We are getting closer to New York Giants training camp. Only one Big Blue View Mailbag after this one before the July 27 start date. Let’s get to your questions.

Andre Banks asks: As far as Wayne Gallman is concerned, was it never really in the cards for him to remain with the team? He was the one person I NEVER heard anything as far as negotiations.

Ed says: Andre, it seems that way. To my knowledge, there were never any serious discussions between the Giants and Gallman. He had a nice yer in 2020, and it was inspiring to watch him run hard and fight for every yard. The Giants, though, wanted something else. They moved quickly to sign Devontae Booker. Maybe they feel Booker is more well-rounded as a back. He also plays special teams, something Gallman doesn’t do.


Frank Price asks: You are Dave Gettleman. Your phone rings. You recognize the caller immediately and don’t answer. Caller leaves a voice message. You call voicemail. You enter your password – 2459 – and you hear the following. “Hello Dave, Kim here, Saquon’s agent. We need a fair offer, Dave. The Cowboys extended Zeke and the Panthers extended McCaffrey at this point in their contracts. He is a running back, they have short careers, it’s not fair to make him wait 6 years for a new contract. I’d hate it if agents started to think that the Cowboys treat their players more fairly than the Giants. I never understood how a guy enduring a serious injury playing football makes a team willing to pay him less, but that’s for another day. I realize we may not be able to come to terms this off season, but we need a fair starting point to work up from after my client breaks the record for single-season yards from scrimmage. I have informed my client that without a good faith offer from you, he will not be attending camp. Sorry, Dave, but fair is fair.”

What do you do?

Ed says: I tell Kim Maile, Barkley’s agent — nicely — that contracts get done when they are supposed to get done. This one isn’t supposed to get done right now. Barkley will earn around $4.8 million from the Giants this season in base salary and roster bonus, and will carry a $10.025 million cap hit — due to his pro-rated signing bonus.

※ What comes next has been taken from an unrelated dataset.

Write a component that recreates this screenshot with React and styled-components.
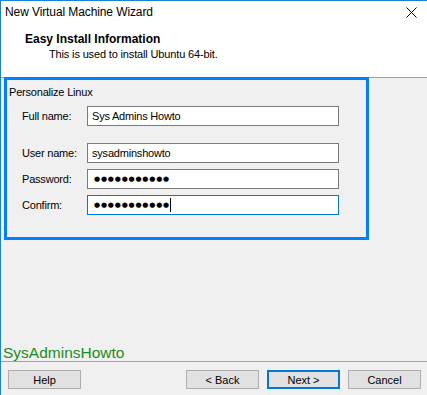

I tell Kim that what the Cowboys did with Ezekiel Elliott and the Panthers with Christian McCaffrey isn’t relevant. Neither one of those players missed almost all of their third NFL season with a torn ACL.

I tell Kim that, yes, fair is fair. From the Giants’ perspective it’s not fair to ask us to put a price on something when we aren’t sure what we’re getting. We know what Barkley was in 2018. I tell Kim we have no idea what he is now, and we need to see it before we buy it long term.

I tell Kim that, yes, we as an organization have always wanted Saquon to be a Giant long term. We know, though, that running backs have short life spans and the injury complicates matters. The Adrian Peterson style comeback from a knee injury is the exception rather than the rule. I also remind Kim that the head coach who is here now wasn’t here when we drafted her client, and that he hasn’t really seen her client do anything. We’re willing to talk, but we have to be able to sample the merchandise in its current form first.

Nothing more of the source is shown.